De manera que, la fortuna u objetividad en un primer momento se nos presenta como ajena a nuestra voluntad, pero al despertar y al rebelarse las facultades transformadoras, penetrantes y críticas del hombre, se presenta ya como resultado de la acción de muchos, que juntos durante el curso de la historia han creado y re-creado los contextos sociales, políticos, económicos, científicos, y todo cuanto sea obra del esfuerzo humano; la fortuna, por tanto, no se encuentra separada de la virtud de los hombres, de su areté que los convierte en causa eficiente de su entorno, razón de ser de lo que de ellos se sigue, es la capacidad que tiene el hombre de dominar, cambiar, las condiciones de su propia existencia, de oponerse a todo aquello que lo niega y lo suprima.
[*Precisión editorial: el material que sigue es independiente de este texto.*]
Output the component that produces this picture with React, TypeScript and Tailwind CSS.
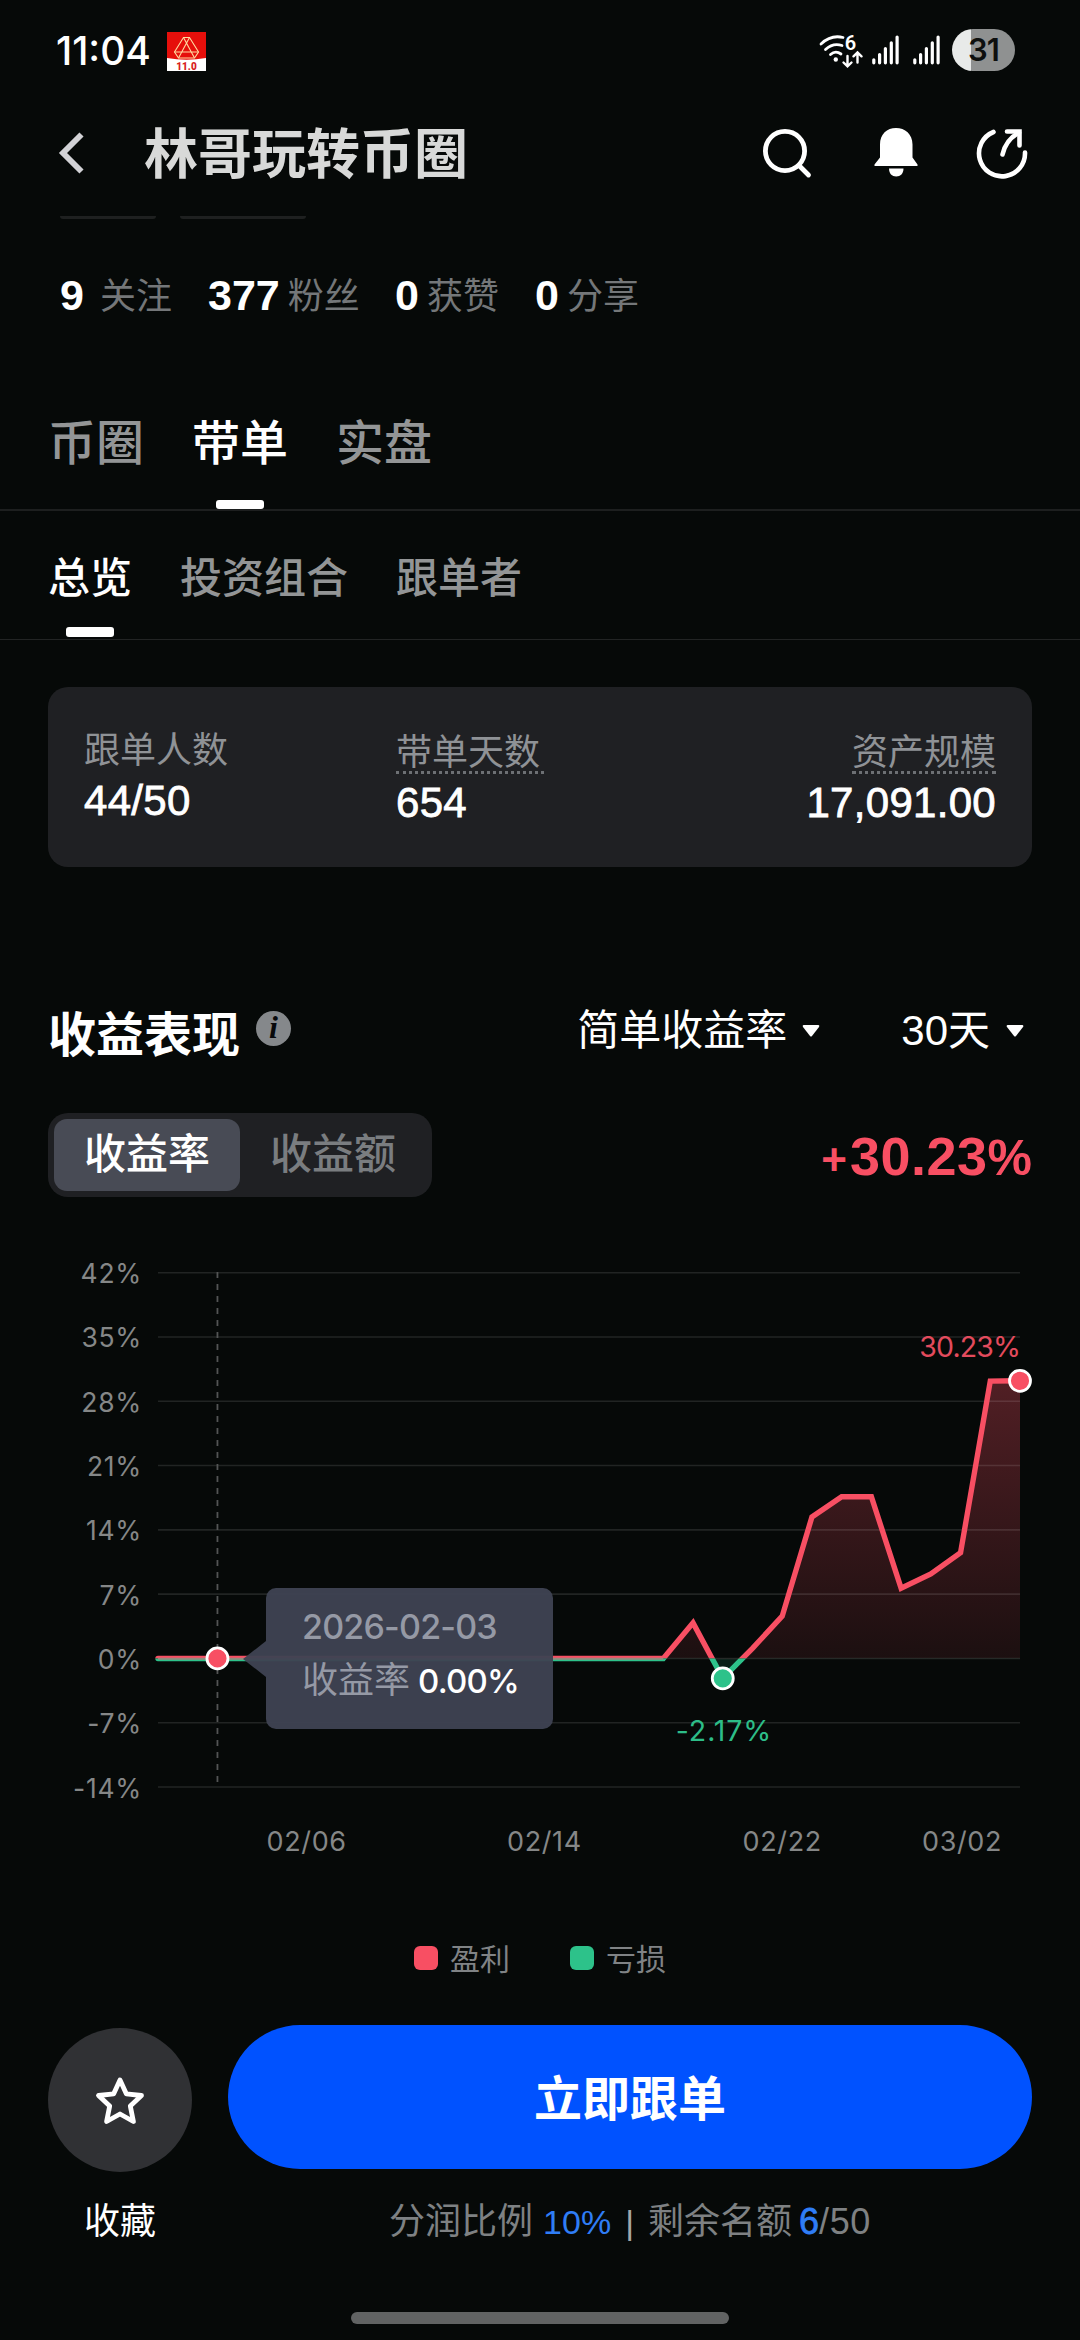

En conclusión, el llamado a la virtud no es otro que el llamado a verse y casi reconocerse en el otro como un espejo, en palabras de La Boétie, es el grito desesperado por que fructifiquemos en la comunión de nuestras voluntades, a que marchemos a la conquista de la libertad que como humanos nos es propia, pero que si dejamos que nos la arrebaten, o mejor dicho, si nos adormecemos como quien tiene la mente en el más allá y los pies también, tendremos que luchar y sudarnos la fraternidad como quien busca conquistar el reino de la libertad.

Notas:


[1] Étienne de La Boétie. Discurso sobre la servidumbre humana. Edit. Aldus. México, 2001. p. 25.

[2] Op. cit. p. 22-23.

[3] Nicolás Maquiavelo. El Príncipe. Edit. CEC, SA. Colección Ares de El Nacional. Caracas,1994. p.19.